Die Behauptung der Revision, das Schwurgericht habe es unterlassen, einen Augenschein im Hause der Zeugin N. einzunehmen, wird durch die Sitzungsniederschrift widerlegt.

II.

Sachbeschwerde

1.

Der Angeklagte hat die damals neunzehnjährige Bastweberin G. zwanzig Minuten in der Nacht gejagt, teils im Auto, teils zu Fuß, um mit ihr, wenn nötig unter Anwendung von Gewalt, geschlechtlich zu verkehren. Als er sie auf einem Bahngleis eingeholt hatte, wurde sie von einem Güterzug tödlich verletzt.

a)

Das Verfolgen und Einholen der G. ist keine Vorbereitungshandlung, wie die Revision meint. Das Vorgehen des Angeklagten enthält vielmehr einen derartigen unmittelbaren Angriff auf das durch § 177 StGB geschützte Rechtsgut, daß es dadurch bereits gefährdet und die Herbeiführung des Enderfolges nahegerückt war (vgl. BGHSt 2, 380 f).

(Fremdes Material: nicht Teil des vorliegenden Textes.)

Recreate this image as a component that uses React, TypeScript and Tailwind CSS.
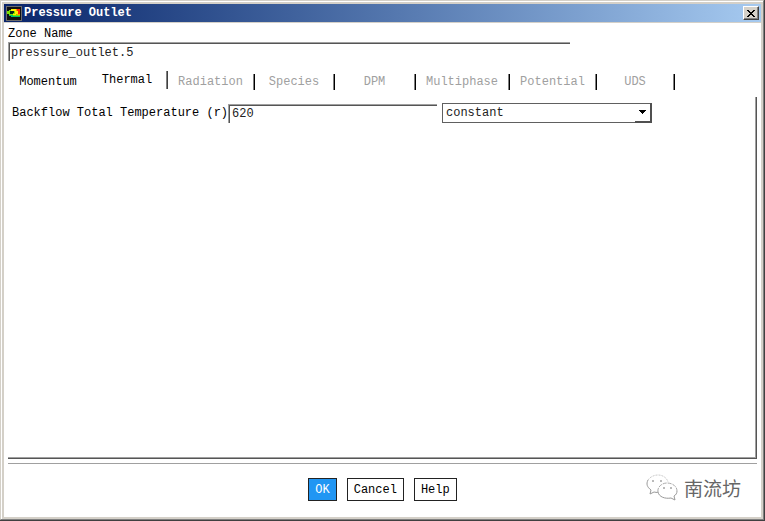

Die Verurteilung wegen versuchter Notzucht ist deshalb rechtlich bedenkenfrei.

b)

Kein Zweifel besteht nach den Feststellungen daran, daß der Angeklagte den Tod des Mädchens verursacht hat. Denn hätte er sie nicht verfolgt, wäre sie nicht auf den Gedanken gekommen, den erhöhten Bahndamm zu erklimmen, um sich zwischen den Geleisen in gebückter Stellung vor ihm zu verbergen.

c)

Das Schwurgericht stellt aber auch einwandfrei fest, daß der Angeklagte fahrlässig eine Bedingung für den Tod des Mädchens gesetzt hat. Es nimmt bedenkenfrei an, daß der Angeklagte die Gefahr, die dem Opfer auf dem Bahngleis durch den Zugverkehr drohte, hätte erkennen können. Sie war kurz zuvor aus einem vom Angeklagten nicht entdeckten Versteck hervorgekommen, als dieser nach Haus zu fahren schien. Deshalb ist das S Schwurgericht überzeugt, daß sie den Bahndamm heil vor der Ankunft des Zuges verlassen hätte, wenn der Angeklagte ihr nicht dorthin gefolgt, sondern mit seinem Kraftwagen weitergefahren wäre. Das hat der Angeklagte infolge einer "unverzeilichen Unbedachtsamkeit" nicht getan. Der Tod beruht deshalb auf einem fahrlässigen Verhalten des Angeklagten.

2.

Die Revision meint, das Urteil enthalte einen Widerspruch bei der Schilderung der Bahngleise. Das trifft nicht zu. Sie übersieht, daß der Fußweg, von dem auf Seite 10 und 11 die Rede ist, nicht auf dem Bahndamm, sondern zwischen diesem und den Gärten in der Nürnbergerstraße verläuft.

3.

Die weiteren Ausführungen der Revision zum Schuldspruch liegen auf tatsächlichem Gebiet und sind deshalb im gegenwärtigen Rechtszuge unbeachtlich.

4.

Auch die Angriffe gegen die Strafzumessung gehen fehl. Es kann durchaus ein Strafschärfungsgrund sein, daß ein Angeklagter sich während des Laufes einer Bewährungsfrist erneut strafbar macht; denn dies beweist einen besonders starken verbrecherischen Trieb. Es ist ebenfalls nicht zu beanstanden, daß das Schwurgericht den Vertrauensbruch gegenüber der Ehefrau straferschwerend berücksichtigt. Ob diese hieraus gegen den Angeklagten Rechte herleitet, ist bedeutungslos.